All I have to say is that parents' support is crucial for a kid's success, but how that support comes is equally important. I think parents who want so much for their kid to become a champion may inadvertantly hold them back by making poor decisions for the kid. Mira Leung is a classic example of this. It was only until she listened to the advice of the coach this year that she began to make drastic improvements in all aspects of her skating. I hope that parents are not using Mira as a good example of how to train. She is, in fact, poorly trained. Parents need to put their trust in the expert: the coach.
Nobody asked this question yet. But does the parents intend the skater to be a competitive? Or do they just want her to learn some trick and pass a few tests?
Maybe they're not taking this seriously, because they don't consider skating important enough. I don't think that is something they would admit to a skating coach. They probably don't consider her Olympic bound, but she's having fun, so they let her continue to take lessons, and compete. But they're not going to spend additional time and money on it. I'm guessing that's part the issue, and they just not honest or forward enough to just outright tell you that.
Another thing to consider is that people lie about money all the time. Maybe they really don't have the money for the extra classes, and they just don't want to admit it to you.
The skater is already competitive - actually Jr Nationals level!!! The parents are extremely goal oriented and child says the mother is a perfectionist.....had trouble with the poor kid not medalling at the first competition (skater was okay with it - landed the axel yeah!) It's taken years to train the parents that failure is a good thing in our sport, and a life-skill.

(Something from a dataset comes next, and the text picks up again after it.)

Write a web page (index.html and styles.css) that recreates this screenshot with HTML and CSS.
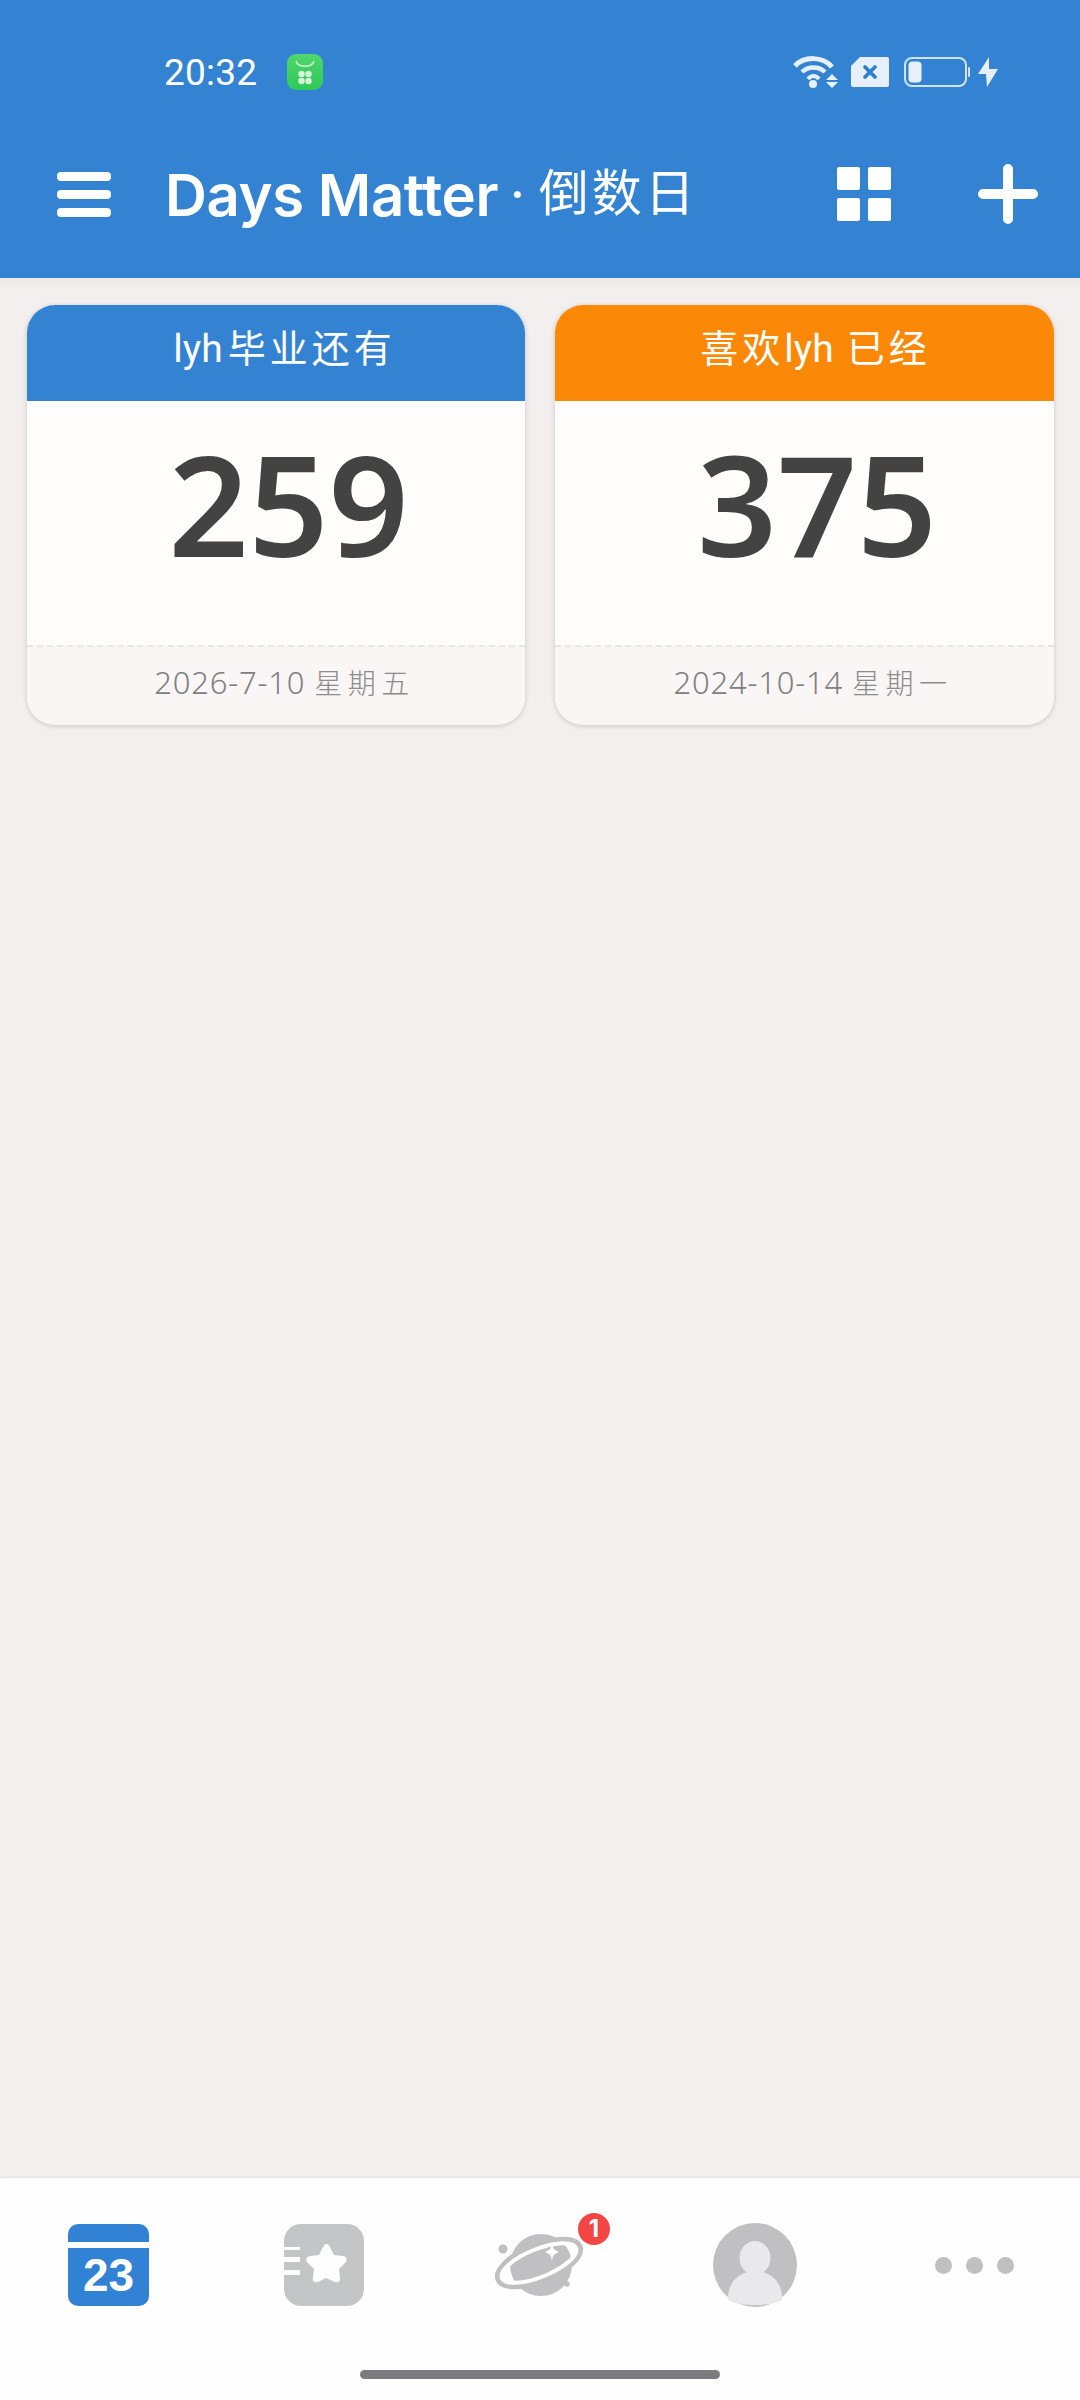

Even when the excited little tyke qualified for Jr Nationals, the mother found fault in the performance..
Skating is good for this child's ego and self-esteem....
Last edited by redhotcoach; 11-28-2007 at 11:58 PM.
Originally Posted by redhotcoach
Okay, this really sounds like Mira Leung. I know it isn't, but I'm getting a really strong feeling this kid is from an Asian background. Asian parents can be so demanding and have HUGE expectations out of their kids. It's definitely a cultural thing. You get 90% on a test and they say, "What happened to the 10%? Not good enough!". Sorry, rant.
Rant away, passion!!! It's always comforting to hear about other coaches with issues too. After jr nationals, things might change......from my part!
We've all had to deal with those pushy parents from all ethnic groups. At least the asian parents I have dealt with provide their children with enough ice time and often over-lesson them -- rather than the one-day/one-lesson a week skater whose parent used to skate and now wants the poor child to pass as many tests every test day as possible, regardless of their lack of ability....you know the skater that stands at the boards bored silly unless in a lesson, even though they have the dance patterns and freeskate element list -- and somehow you are at fault if Susie doesn't pass all her gold dances in a year (lucky if Susie can remember the Dutch Waltz! lol)
Too bad this forum doesn't have a coaches thread. We could rant all we want without taking up space from skaters!!!
You could always start a coaches rant thread!